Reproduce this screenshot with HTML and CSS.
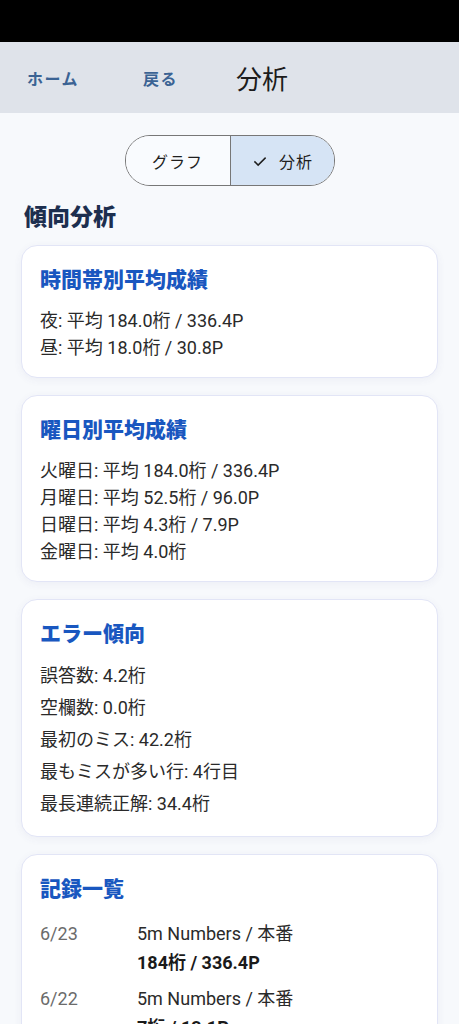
FILE: index.html
```html
<!DOCTYPE html>
<html lang="ja">
<head>
<meta charset="UTF-8" />
<meta name="viewport" content="width=device-width, initial-scale=1" />
<title>分析</title>
<link rel="stylesheet" href="styles.css">
</head>
<body>
  <div class="status-bar"></div>

  <header class="app-bar">
    <a class="nav-link home">ホーム</a>
    <a class="nav-link back">戻る</a>
    <h1 class="app-title">分析</h1>
  </header>

  <main class="content">
    <div class="segmented" role="tablist">
      <button class="segment" role="tab">グラフ</button>
      <button class="segment selected" role="tab" aria-selected="true">
        <svg class="check" viewBox="0 0 24 24"><path d="M4.5 12.5l5 5L19.5 7.5"/></svg>
        分析
      </button>
    </div>

    <h2 class="section-title">傾向分析</h2>

    <section class="card">
      <h3 class="card-title">時間帯別平均成績</h3>
      <ul class="lines">
        <li>夜: 平均 184.0桁 / 336.4P</li>
        <li>昼: 平均 18.0桁 / 30.8P</li>
      </ul>
    </section>

    <section class="card">
      <h3 class="card-title">曜日別平均成績</h3>
      <ul class="lines">
        <li>火曜日: 平均 184.0桁 / 336.4P</li>
        <li>月曜日: 平均 52.5桁 / 96.0P</li>
        <li>日曜日: 平均 4.3桁 / 7.9P</li>
        <li>金曜日: 平均 4.0桁</li>
      </ul>
    </section>

    <section class="card">
      <h3 class="card-title">エラー傾向</h3>
      <ul class="lines spaced">
        <li>誤答数: 4.2桁</li>
        <li>空欄数: 0.0桁</li>
        <li>最初のミス: 42.2桁</li>
        <li>最もミスが多い行: 4行目</li>
        <li>最長連続正解: 34.4桁</li>
      </ul>
    </section>

    <section class="card">
      <h3 class="card-title">記録一覧</h3>
      <div class="records">
        <div class="record">
          <span class="date">6/23</span>
          <div class="detail">
            <div>5m Numbers / 本番</div>
            <div class="score">184桁 / 336.4P</div>
          </div>
        </div>
        <div class="record">
          <span class="date">6/22</span>
          <div class="detail">
            <div>5m Numbers / 本番</div>
            <div class="score">7桁 / 13.1P</div>
          </div>
        </div>
      </div>
    </section>
  </main>
</body>
</html>
```

FILE: styles.css
```css
body {
  margin: 0;
  background: #f7f9fc;
  font-family: Roboto, "Noto Sans CJK JP", sans-serif;
  color: #222;
}

.status-bar {
  height: 42px;
  background: #000;
}

.app-bar {
  height: 71px;
  background: #dfe3ea;
  display: flex;
  align-items: center;
  padding-left: 27px;
}

.nav-link {
  color: #3b6394;
  font-size: 16px;
  font-weight: bold;
  letter-spacing: 1.5px;
}

.home {
  width: 116px;
}

.back {
  width: 93px;
}

.app-title {
  margin: 0;
  font-size: 26px;
  font-weight: normal;
  color: #1c1c1c;
}

.content {
  display: flex;
  flex-direction: column;
  gap: 17px;
  padding: 22px 21px 40px;
}

.segmented {
  align-self: center;
  display: flex;
  height: 49px;
  border: 1px solid #777;
  border-radius: 25px;
  overflow: hidden;
}

.segment {
  width: 104px;
  border: 0;
  background: #f9fbfe;
  font-family: inherit;
  font-size: 16px;
  color: #1f1f1f;
  letter-spacing: 1px;
  display: flex;
  align-items: center;
  justify-content: center;
  gap: 10px;
}

.segment + .segment {
  border-left: 1px solid #777;
}

.segment.selected {
  background: #d6e4f5;
}

.check {
  width: 18px;
  height: 18px;
  fill: none;
  stroke: #1f1f1f;
  stroke-width: 2;
}

.section-title {
  margin: 0 0 -5px 3px;
  font-size: 23px;
  font-weight: 900;
  color: #1d2f4f;
  line-height: 30px;
}

.card {
  background: #fff;
  border: 1px solid #e2e5f6;
  border-radius: 16px;
  box-shadow: 0 2px 8px rgba(60, 70, 140, 0.06);
  padding: 21px 18px 16px;
}

.card-title {
  margin: 0;
  font-size: 21px;
  font-weight: 900;
  color: #1957c0;
  line-height: 26px;
}

.lines {
  list-style: none;
  margin: 14px 0 0;
  padding: 0;
  font-size: 18px;
  line-height: 27px;
  color: #2a2a2a;
}

.lines.spaced {
  margin-top: 13px;
  line-height: 32px;
}

.records {
  display: flex;
  flex-direction: column;
  gap: 7px;
  margin-top: 17px;
}

.record {
  display: flex;
  font-size: 18px;
  line-height: 29px;
  color: #2a2a2a;
}

.date {
  width: 97px;
  color: #6b6b6b;
}

.score {
  font-weight: bold;
  color: #1a1a1a;
}
```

══════════

▶ [Description of the task]: Quote the listing above in full, except for the pictures.

▶ [Result of this exercise]:
Reproduce this screenshot with HTML and CSS.
FILE: index.html
```html
<!DOCTYPE html>
<html lang="ja">
<head>
<meta charset="UTF-8" />
<meta name="viewport" content="width=device-width, initial-scale=1" />
<title>分析</title>
<link rel="stylesheet" href="styles.css">
</head>
<body>
  <div class="status-bar"></div>

  <header class="app-bar">
    <a class="nav-link home">ホーム</a>
    <a class="nav-link back">戻る</a>
    <h1 class="app-title">分析</h1>
  </header>

  <main class="content">
    <div class="segmented" role="tablist">
      <button class="segment" role="tab">グラフ</button>
      <button class="segment selected" role="tab" aria-selected="true">
        <svg class="check" viewBox="0 0 24 24"><path d="M4.5 12.5l5 5L19.5 7.5"/></svg>
        分析
      </button>
    </div>

    <h2 class="section-title">傾向分析</h2>

    <section class="card">
      <h3 class="card-title">時間帯別平均成績</h3>
      <ul class="lines">
        <li>夜: 平均 184.0桁 / 336.4P</li>
        <li>昼: 平均 18.0桁 / 30.8P</li>
      </ul>
    </section>

    <section class="card">
      <h3 class="card-title">曜日別平均成績</h3>
      <ul class="lines">
        <li>火曜日: 平均 184.0桁 / 336.4P</li>
        <li>月曜日: 平均 52.5桁 / 96.0P</li>
        <li>日曜日: 平均 4.3桁 / 7.9P</li>
        <li>金曜日: 平均 4.0桁</li>
      </ul>
    </section>

    <section class="card">
      <h3 class="card-title">エラー傾向</h3>
      <ul class="lines spaced">
        <li>誤答数: 4.2桁</li>
        <li>空欄数: 0.0桁</li>
        <li>最初のミス: 42.2桁</li>
        <li>最もミスが多い行: 4行目</li>
        <li>最長連続正解: 34.4桁</li>
      </ul>
    </section>

    <section class="card">
      <h3 class="card-title">記録一覧</h3>
      <div class="records">
        <div class="record">
          <span class="date">6/23</span>
          <div class="detail">
            <div>5m Numbers / 本番</div>
            <div class="score">184桁 / 336.4P</div>
          </div>
        </div>
        <div class="record">
          <span class="date">6/22</span>
          <div class="detail">
            <div>5m Numbers / 本番</div>
            <div class="score">7桁 / 13.1P</div>
          </div>
        </div>
      </div>
    </section>
  </main>
</body>
</html>
```

FILE: styles.css
```css
body {
  margin: 0;
  background: #f7f9fc;
  font-family: Roboto, "Noto Sans CJK JP", sans-serif;
  color: #222;
}

.status-bar {
  height: 42px;
  background: #000;
}

.app-bar {
  height: 71px;
  background: #dfe3ea;
  display: flex;
  align-items: center;
  padding-left: 27px;
}

.nav-link {
  color: #3b6394;
  font-size: 16px;
  font-weight: bold;
  letter-spacing: 1.5px;
}

.home {
  width: 116px;
}

.back {
  width: 93px;
}

.app-title {
  margin: 0;
  font-size: 26px;
  font-weight: normal;
  color: #1c1c1c;
}

.content {
  display: flex;
  flex-direction: column;
  gap: 17px;
  padding: 22px 21px 40px;
}

.segmented {
  align-self: center;
  display: flex;
  height: 49px;
  border: 1px solid #777;
  border-radius: 25px;
  overflow: hidden;
}

.segment {
  width: 104px;
  border: 0;
  background: #f9fbfe;
  font-family: inherit;
  font-size: 16px;
  color: #1f1f1f;
  letter-spacing: 1px;
  display: flex;
  align-items: center;
  justify-content: center;
  gap: 10px;
}

.segment + .segment {
  border-left: 1px solid #777;
}

.segment.selected {
  background: #d6e4f5;
}

.check {
  width: 18px;
  height: 18px;
  fill: none;
  stroke: #1f1f1f;
  stroke-width: 2;
}

.section-title {
  margin: 0 0 -5px 3px;
  font-size: 23px;
  font-weight: 900;
  color: #1d2f4f;
  line-height: 30px;
}

.card {
  background: #fff;
  border: 1px solid #e2e5f6;
  border-radius: 16px;
  box-shadow: 0 2px 8px rgba(60, 70, 140, 0.06);
  padding: 21px 18px 16px;
}

.card-title {
  margin: 0;
  font-size: 21px;
  font-weight: 900;
  color: #1957c0;
  line-height: 26px;
}

.lines {
  list-style: none;
  margin: 14px 0 0;
  padding: 0;
  font-size: 18px;
  line-height: 27px;
  color: #2a2a2a;
}

.lines.spaced {
  margin-top: 13px;
  line-height: 32px;
}

.records {
  display: flex;
  flex-direction: column;
  gap: 7px;
  margin-top: 17px;
}

.record {
  display: flex;
  font-size: 18px;
  line-height: 29px;
  color: #2a2a2a;
}

.date {
  width: 97px;
  color: #6b6b6b;
}

.score {
  font-weight: bold;
  color: #1a1a1a;
}
```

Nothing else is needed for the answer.